Eines ist auch klar: Wir haben die Integrationsvereinbarung für den Bereich der Kinder unter drei Jahren gehabt; und seit mehr als 15 Jahren ist an keiner Stelle gesagt worden, dass eine gesetzliche Regelung diese ersetzen müsse. Warum es jetzt, da es auch auf den Bereich der Kinder unter drei Jahren ausgeweitet wird, einer gesetzlichen Regelung bedarf, ist nicht erklärt worden. Es ist aber auch in Zukunft das Selbstbestimmungsrecht derjenigen, die Träger von Kindertagesstätten, die Vereinbarungspartner sind, zu wahren. Insofern ist der Vorschlag zwar gut gemeint, aber wir wissen, dass gut gemeint noch lange nicht gut ist.

Auch die Festlegung eines Betrags, mit dem behinderte Kinder in Kindertagesstätten gefördert werden, und die Forderung, diesen zu verdoppeln, ist ein Ansatz, über den sich diskutieren lässt. Allerdings ist es auch an dieser Stelle wichtig, auf die Bedürfnisse der Träger Rücksicht zu nehmen – genauso auf freie wie auf kommunale Träger. Diese sind zum jetzigen Zeitpunkt beide in der Situation, ein sehr viel ausdifferenzierteres System der Förderung zu

vereinbaren. Wenn dieses ausdifferenzierte System von beiden Verhandlungspartnern gemeinsam konstatiert ist, dann wird dieses System auch in Gesetzesform übernommen werden.

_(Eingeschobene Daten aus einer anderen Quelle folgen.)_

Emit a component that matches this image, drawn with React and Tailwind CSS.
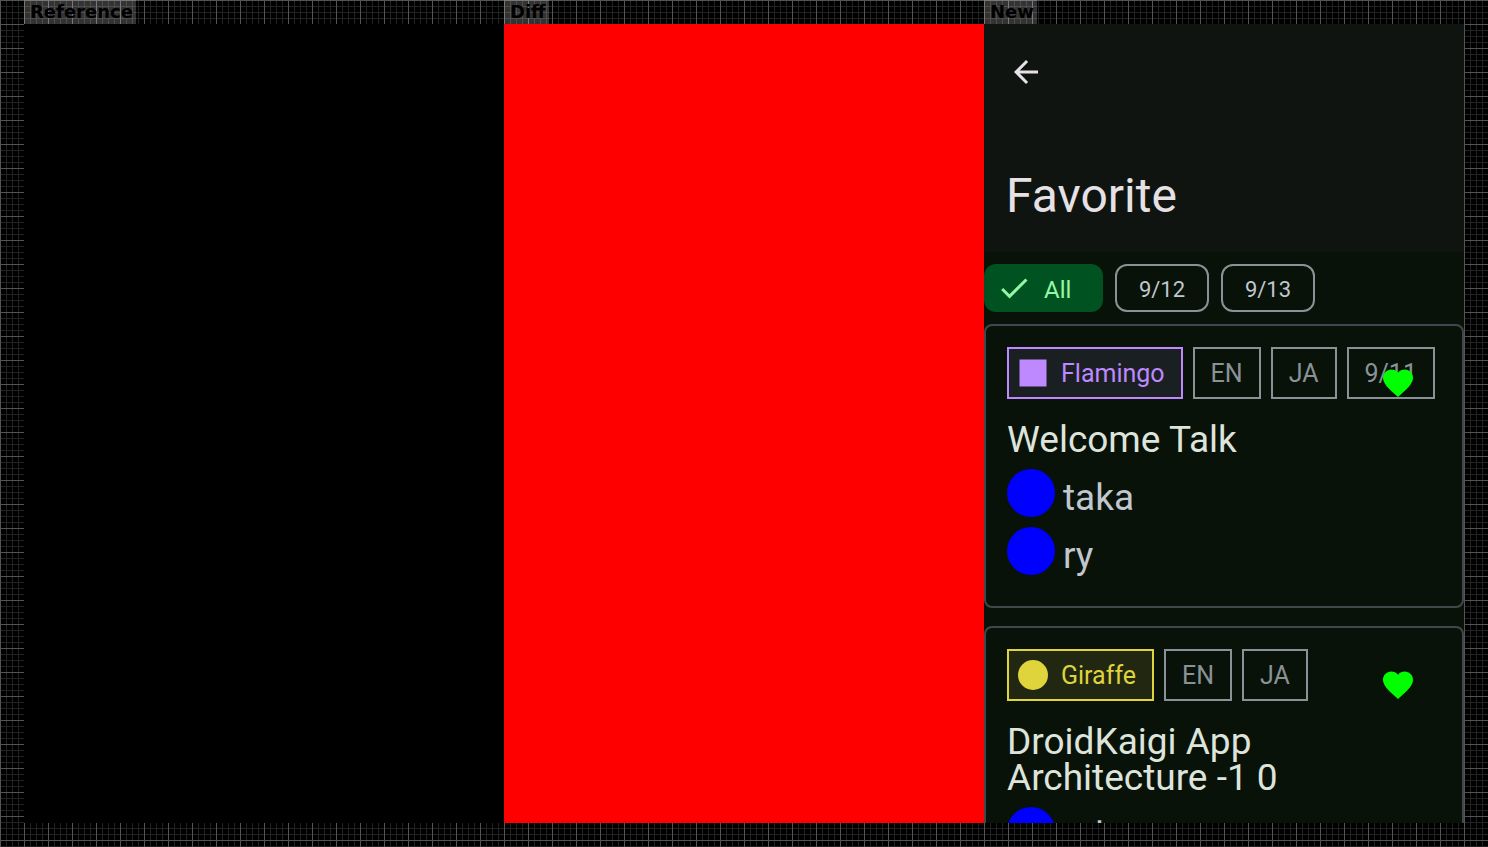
const ROOMS = {
  flamingo: {
    name: "Flamingo",
    tag: "border-[#be88ff] bg-[#1a2022] text-[#be88ff]",
    shape: <rect x="4.5" y="4.5" width="27" height="27" />,
  },
  giraffe: {
    name: "Giraffe",
    tag: "border-[#dfd43c] bg-[#222712] text-[#dfd43c]",
    shape: <circle cx="18" cy="18" r="15" />,
  },
};

const SESSIONS = [
  {
    title: "Welcome Talk",
    room: ROOMS.flamingo,
    labels: ["EN", "JA", "9/11"],
    speakers: ["taka", "ry"],
  },
  {
    title: "DroidKaigi App Architecture -1 0",
    room: ROOMS.giraffe,
    labels: ["EN", "JA"],
    speakers: ["taka"],
  },
];

function Panel({ label, className, children }) {
  return (
    <section className="flex min-w-0 flex-1 flex-col items-start">
      <h2 className="h-6 bg-white/20 pr-[3px] pl-1.5 font-['DejaVu_Sans',sans-serif] text-[18px] leading-6 font-bold text-black">
        {label}
      </h2>
      <div className={"min-h-0 w-full flex-1 overflow-hidden " + className}>{children}</div>
    </section>
  );
}

function DateChip({ children }) {
  return (
    <button
      type="button"
      className="h-12 min-w-[94px] rounded-xl border-2 border-[#8b9297] px-5 pt-1 text-[22px] leading-6 text-[#c1c7ce]"
    >
      {children}
    </button>
  );
}

function SessionCard({ session }) {
  return (
    <article className="relative rounded-lg border-2 border-[#41484d] p-[21px]">
      <div className="flex gap-2.5">
        <span
          className={
            "flex h-[52px] items-center gap-2.5 border-2 pr-4 pl-1.5 text-[25px] leading-8 " +
            session.room.tag
          }
        >
          <svg viewBox="0 0 36 36" className="size-9" fill="currentColor" aria-hidden="true">
            {session.room.shape}
          </svg>
          <span className="pt-0.5">{session.room.name}</span>
        </span>
        {session.labels.map((label) => (
          <span
            key={label}
            className="flex h-[52px] items-center border-2 border-[#8b9297] px-4 pt-0.5 text-[25px] leading-8 text-[#8b9297]"
          >
            {label}
          </span>
        ))}
      </div>
      <h3 className="mt-[23px] w-[330px] max-w-full text-[37px] leading-9 text-[#dee4db]">
        {session.title}
      </h3>
      <ul className="mt-[11px]">
        {session.speakers.map((name) => (
          <li key={name} className="flex items-start gap-2">
            <span className="size-12 rounded-full bg-[#0000ff]" />
            <span className="text-[37px] leading-[58px] text-[#c1c7ce]">{name}</span>
          </li>
        ))}
      </ul>
      <button
        type="button"
        aria-label="Remove from favorites"
        className="absolute top-[9px] right-4 flex size-24 items-center justify-center"
      >
        <svg viewBox="0 0 24 24" className="size-9" fill="#00ff00" aria-hidden="true">
          <path d="M12 21.35l-1.45-1.32C5.4 15.36 2 12.28 2 8.5 2 5.42 4.42 3 7.5 3c1.74 0 3.41.81 4.5 2.09C13.09 3.81 14.76 3 16.5 3 19.58 3 22 5.42 22 8.5c0 3.78-3.4 6.86-8.55 11.54L12 21.35z" />
        </svg>
      </button>
    </article>
  );
}

function FavoriteScreen() {
  return (
    <div className="font-[Roboto,sans-serif]">
      <header className="flex h-[228px] flex-col items-start justify-between bg-[#101411] px-[22px] pt-[30px] pb-7 text-[#e6e1e5]">
        <button type="button" aria-label="Back" className="px-0.5">
          <svg viewBox="0 0 24 24" className="size-9" fill="currentColor" aria-hidden="true">
            <path d="M20 11H7.83l5.59-5.59L12 4l-8 8 8 8 1.41-1.41L7.83 13H20v-2z" />
          </svg>
        </button>
        <h1 className="text-[48px] leading-[56px]">Favorite</h1>
      </header>
      <div className="flex gap-3 py-3">
        <button
          type="button"
          aria-pressed="true"
          className="flex h-12 min-w-[119px] items-center gap-3 rounded-xl bg-[#005221] pr-7 pl-3 text-[24px] leading-6 text-[#95f7a5]"
        >
          <svg viewBox="0 0 24 24" className="size-9" fill="currentColor" aria-hidden="true">
            <path d="M9 16.17L4.83 12l-1.42 1.41L9 19 21 7l-1.41-1.41z" />
          </svg>
          <span className="pt-1">All</span>
        </button>
        <DateChip>9/12</DateChip>
        <DateChip>9/13</DateChip>
      </div>
      <div className="flex flex-col gap-[18px]">
        {SESSIONS.map((session) => (
          <SessionCard key={session.title} session={session} />
        ))}
      </div>
    </div>
  );
}

export default function App() {
  return (
    <main className="flex h-screen overflow-hidden bg-black bg-[linear-gradient(#555_1px,transparent_1px),linear-gradient(90deg,#555_1px,transparent_1px),linear-gradient(#222_1px,transparent_1px),linear-gradient(90deg,#222_1px,transparent_1px)] bg-[size:24px_24px,24px_24px,6px_6px,6px_6px] px-6 pb-6">
      <Panel label="Reference" className="bg-black" />
      <Panel label="Diff" className="bg-[#ff0000]" />
      <Panel label="New" className="bg-[#081208]">
        <FavoriteScreen />
      </Panel>
    </main>
  );
}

Wir werden das Gesetz natürlich anpassen; aber wir werden das Gesetz auf der Grundlage einer Einigung der Verhandlungspartner anpassen. Dies werden wir im nächsten Jahr abbilden; und in diesem Jahr werden wir dafür sorgen, dass die Landesmittel, die zur Verfügung stehen, den Trägern sehr unbürokratisch und schnell zur Verfügung gestellt werden. Die Träger haben sich auch damit einverstanden erklärt, die Zeit nutzen zu wollen, bis sie sich gemeinsam auf eine neue Fördersystematik geeinigt haben. Insofern ist der Vorschlag einer Verdoppelung schlicht und einfach verfrüht und nimmt die Verhandlungen vorweg, die erst geführt werden sollen.